Reputation: 121
I have this command for all columns in my dataframe to round to 2 decimal places:
data = data.withColumn("columnName1", func.round(data["columnName1"], 2))
I have no idea how to round all Dataframe by the one command (not every column separate). Could somebody help me, please?
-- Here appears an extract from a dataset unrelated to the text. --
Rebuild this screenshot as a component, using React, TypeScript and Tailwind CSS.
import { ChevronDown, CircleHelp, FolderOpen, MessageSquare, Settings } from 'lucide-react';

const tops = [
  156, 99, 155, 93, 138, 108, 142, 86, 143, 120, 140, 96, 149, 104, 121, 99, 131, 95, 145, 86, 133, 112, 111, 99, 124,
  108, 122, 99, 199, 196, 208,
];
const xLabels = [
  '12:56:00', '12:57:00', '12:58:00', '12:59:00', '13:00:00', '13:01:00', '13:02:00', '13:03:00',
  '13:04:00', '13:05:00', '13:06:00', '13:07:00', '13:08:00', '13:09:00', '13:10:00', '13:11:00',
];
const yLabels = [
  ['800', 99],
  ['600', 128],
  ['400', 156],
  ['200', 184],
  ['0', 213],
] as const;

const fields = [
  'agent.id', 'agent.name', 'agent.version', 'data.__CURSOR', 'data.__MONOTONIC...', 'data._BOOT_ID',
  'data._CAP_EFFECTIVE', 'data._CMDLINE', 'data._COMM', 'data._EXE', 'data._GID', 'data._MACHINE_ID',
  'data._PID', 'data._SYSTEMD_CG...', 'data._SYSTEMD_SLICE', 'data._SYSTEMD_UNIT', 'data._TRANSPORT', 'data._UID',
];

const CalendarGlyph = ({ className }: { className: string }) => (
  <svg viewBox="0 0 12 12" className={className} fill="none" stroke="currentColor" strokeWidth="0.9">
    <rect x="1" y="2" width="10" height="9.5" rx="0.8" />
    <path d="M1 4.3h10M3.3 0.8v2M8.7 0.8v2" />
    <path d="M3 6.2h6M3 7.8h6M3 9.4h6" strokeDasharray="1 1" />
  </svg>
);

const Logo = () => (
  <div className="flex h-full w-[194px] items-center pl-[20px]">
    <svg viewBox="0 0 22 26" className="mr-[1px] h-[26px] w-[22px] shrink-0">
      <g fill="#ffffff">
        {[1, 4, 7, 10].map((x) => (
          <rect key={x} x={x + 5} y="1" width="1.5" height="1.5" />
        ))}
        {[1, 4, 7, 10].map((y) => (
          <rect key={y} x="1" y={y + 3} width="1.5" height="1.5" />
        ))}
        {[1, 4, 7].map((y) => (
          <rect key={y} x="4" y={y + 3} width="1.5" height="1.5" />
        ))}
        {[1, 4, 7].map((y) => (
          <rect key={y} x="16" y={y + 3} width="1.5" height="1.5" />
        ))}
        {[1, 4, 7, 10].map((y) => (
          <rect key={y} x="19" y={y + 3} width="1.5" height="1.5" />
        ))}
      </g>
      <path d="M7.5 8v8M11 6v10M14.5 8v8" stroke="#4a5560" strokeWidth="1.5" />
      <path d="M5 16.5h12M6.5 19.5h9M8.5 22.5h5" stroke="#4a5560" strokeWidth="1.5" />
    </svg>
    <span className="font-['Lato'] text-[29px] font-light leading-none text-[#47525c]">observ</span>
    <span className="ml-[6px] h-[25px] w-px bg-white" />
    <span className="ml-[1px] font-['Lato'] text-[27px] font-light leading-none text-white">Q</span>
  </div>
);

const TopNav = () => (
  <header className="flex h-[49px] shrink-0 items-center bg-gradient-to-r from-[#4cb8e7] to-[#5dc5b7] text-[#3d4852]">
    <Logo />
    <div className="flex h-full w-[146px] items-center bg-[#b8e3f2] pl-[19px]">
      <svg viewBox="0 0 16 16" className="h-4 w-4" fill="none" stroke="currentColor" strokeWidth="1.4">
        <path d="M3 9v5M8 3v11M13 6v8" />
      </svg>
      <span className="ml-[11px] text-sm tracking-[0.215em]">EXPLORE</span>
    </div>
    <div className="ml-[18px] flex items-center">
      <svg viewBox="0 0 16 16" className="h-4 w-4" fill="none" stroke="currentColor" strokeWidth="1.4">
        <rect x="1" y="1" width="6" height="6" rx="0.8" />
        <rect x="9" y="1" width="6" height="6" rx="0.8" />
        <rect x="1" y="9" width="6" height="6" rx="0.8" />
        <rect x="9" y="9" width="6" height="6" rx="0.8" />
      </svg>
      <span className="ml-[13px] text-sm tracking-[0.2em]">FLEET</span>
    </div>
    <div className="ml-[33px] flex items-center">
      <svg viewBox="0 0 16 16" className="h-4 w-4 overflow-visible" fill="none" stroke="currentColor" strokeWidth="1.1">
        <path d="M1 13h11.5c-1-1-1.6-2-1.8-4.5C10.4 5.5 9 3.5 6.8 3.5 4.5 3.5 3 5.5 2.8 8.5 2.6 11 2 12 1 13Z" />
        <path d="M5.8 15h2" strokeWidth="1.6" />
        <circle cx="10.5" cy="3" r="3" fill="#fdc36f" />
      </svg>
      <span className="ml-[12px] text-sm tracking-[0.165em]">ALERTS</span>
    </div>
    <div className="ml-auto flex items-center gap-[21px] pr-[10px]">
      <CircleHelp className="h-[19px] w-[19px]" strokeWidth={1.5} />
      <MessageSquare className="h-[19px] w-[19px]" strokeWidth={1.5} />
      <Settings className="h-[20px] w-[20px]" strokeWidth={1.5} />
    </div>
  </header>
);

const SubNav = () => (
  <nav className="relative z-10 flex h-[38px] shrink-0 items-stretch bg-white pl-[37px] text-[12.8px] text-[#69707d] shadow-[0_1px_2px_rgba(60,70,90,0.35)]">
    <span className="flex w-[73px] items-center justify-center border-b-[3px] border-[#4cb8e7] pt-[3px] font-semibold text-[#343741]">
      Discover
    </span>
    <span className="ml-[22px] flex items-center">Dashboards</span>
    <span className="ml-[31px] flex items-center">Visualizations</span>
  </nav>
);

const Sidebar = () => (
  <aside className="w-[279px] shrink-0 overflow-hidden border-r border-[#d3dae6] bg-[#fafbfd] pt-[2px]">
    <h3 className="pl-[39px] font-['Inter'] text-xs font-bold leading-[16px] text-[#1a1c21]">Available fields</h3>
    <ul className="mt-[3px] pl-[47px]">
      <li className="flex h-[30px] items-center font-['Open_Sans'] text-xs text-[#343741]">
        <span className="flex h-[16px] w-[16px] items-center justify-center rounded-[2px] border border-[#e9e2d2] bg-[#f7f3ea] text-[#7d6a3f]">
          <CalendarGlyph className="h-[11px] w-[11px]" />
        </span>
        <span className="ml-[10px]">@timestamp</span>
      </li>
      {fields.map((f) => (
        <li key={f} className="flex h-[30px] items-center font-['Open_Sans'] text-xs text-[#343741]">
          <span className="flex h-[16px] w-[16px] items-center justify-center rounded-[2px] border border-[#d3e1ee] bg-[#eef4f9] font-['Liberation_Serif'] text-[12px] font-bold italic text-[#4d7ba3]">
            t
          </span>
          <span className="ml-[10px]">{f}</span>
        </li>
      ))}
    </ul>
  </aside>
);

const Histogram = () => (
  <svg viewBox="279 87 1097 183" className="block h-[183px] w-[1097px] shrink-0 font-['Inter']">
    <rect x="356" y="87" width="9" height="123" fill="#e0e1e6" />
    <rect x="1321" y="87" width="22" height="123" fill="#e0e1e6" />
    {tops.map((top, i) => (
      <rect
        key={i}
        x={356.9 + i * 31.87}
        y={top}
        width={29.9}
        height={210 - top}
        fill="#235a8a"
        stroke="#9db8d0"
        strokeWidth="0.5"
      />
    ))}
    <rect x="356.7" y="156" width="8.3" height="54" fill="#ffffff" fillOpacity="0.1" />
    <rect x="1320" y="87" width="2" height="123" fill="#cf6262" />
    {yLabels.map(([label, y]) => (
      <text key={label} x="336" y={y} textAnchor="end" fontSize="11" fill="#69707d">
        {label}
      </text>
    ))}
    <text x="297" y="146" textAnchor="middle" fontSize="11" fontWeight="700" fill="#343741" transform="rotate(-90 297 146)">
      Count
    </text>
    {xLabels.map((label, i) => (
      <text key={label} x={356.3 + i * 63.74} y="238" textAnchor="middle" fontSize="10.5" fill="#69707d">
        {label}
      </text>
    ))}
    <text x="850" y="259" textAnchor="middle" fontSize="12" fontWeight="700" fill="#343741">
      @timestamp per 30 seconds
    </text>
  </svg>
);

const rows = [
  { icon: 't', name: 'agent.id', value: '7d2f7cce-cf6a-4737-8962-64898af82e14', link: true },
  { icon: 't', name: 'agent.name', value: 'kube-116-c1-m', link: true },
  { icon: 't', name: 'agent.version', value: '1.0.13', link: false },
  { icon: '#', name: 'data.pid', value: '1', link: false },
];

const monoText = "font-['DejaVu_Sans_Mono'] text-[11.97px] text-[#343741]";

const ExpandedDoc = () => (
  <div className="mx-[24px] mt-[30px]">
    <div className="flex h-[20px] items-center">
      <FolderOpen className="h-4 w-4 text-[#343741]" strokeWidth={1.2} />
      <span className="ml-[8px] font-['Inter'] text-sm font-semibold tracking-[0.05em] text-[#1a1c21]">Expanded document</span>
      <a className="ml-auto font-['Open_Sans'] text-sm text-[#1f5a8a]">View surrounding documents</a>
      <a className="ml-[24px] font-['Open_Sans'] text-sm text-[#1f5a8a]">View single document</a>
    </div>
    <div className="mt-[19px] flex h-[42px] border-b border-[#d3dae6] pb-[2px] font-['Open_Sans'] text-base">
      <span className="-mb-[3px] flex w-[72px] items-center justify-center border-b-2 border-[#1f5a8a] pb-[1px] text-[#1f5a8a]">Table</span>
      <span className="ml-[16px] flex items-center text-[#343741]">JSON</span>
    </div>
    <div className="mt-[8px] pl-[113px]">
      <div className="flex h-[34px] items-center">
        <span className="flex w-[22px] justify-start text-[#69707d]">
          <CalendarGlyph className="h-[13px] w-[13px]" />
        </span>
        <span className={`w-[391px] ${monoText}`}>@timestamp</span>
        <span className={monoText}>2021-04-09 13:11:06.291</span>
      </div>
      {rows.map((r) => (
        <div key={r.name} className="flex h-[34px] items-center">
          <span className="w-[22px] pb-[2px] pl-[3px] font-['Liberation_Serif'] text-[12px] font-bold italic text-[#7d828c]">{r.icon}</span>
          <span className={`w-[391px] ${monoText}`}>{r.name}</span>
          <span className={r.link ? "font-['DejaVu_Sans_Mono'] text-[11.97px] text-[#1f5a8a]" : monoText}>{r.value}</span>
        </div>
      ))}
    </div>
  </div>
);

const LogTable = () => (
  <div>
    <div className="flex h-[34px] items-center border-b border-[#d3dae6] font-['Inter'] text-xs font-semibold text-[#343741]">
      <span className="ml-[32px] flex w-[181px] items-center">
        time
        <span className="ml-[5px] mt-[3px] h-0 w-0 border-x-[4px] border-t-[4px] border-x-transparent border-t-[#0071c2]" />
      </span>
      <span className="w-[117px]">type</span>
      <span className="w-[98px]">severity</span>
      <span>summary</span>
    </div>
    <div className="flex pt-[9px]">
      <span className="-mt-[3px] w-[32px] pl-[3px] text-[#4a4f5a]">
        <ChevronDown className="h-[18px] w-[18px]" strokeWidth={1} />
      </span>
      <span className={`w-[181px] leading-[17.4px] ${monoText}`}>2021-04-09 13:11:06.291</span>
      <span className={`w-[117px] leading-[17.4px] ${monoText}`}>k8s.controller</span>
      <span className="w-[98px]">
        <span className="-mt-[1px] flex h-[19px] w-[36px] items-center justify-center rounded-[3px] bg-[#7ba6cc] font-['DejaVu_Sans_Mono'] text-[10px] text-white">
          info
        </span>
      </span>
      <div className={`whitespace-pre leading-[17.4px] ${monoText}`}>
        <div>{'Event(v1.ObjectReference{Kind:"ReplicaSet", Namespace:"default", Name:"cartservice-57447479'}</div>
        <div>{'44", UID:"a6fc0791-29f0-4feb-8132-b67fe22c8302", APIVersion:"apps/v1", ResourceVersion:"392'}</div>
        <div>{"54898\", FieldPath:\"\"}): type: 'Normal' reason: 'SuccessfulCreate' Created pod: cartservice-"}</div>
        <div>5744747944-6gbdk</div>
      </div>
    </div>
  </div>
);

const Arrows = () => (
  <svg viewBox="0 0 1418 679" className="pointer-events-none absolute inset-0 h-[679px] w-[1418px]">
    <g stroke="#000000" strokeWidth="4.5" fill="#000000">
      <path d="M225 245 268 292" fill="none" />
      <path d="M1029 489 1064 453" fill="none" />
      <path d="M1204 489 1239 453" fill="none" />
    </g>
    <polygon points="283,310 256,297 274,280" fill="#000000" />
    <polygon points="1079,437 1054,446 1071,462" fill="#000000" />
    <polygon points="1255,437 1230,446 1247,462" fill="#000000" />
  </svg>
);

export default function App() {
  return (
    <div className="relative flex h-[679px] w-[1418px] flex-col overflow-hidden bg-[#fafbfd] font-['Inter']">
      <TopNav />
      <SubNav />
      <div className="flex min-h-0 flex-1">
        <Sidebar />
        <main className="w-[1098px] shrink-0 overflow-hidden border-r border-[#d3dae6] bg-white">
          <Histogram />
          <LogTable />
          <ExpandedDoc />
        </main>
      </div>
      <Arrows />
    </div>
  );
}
I don't want to have the same command 50times with different column name.
Upvotes: 3
Views: 23096
Reputation: 13581
There is not a function or command for applying all functions to the columns but you can iterate.
+-----+-----+
| col1| col2|
+-----+-----+
|1.111|2.222|
+-----+-----+
df = spark.read.option("header","true").option("inferSchema","true").csv("test.csv")
for c in df.columns:
df = df.withColumn(c, f.round(c, 2))
df.show()
+----+----+
|col1|col2|
+----+----+
|1.11|2.22|
+----+----+
Updated
from pyspark.sql import functions as f
df.select(*[f.round(c, 2).alias(c) for c in df.columns]) \
.show()
+----+----+
|col1|col2|
+----+----+
|1.11|2.22|
+----+----+
Upvotes: 11
Reputation: 403
To avoid converting non-FP columns:
import pyspark.sql.functions as F
for c_name, c_type in df.dtypes:
if c_type in ('double', 'float'):
df = df.withColumn(c_name, F.round(c_name, 2))
Upvotes: 2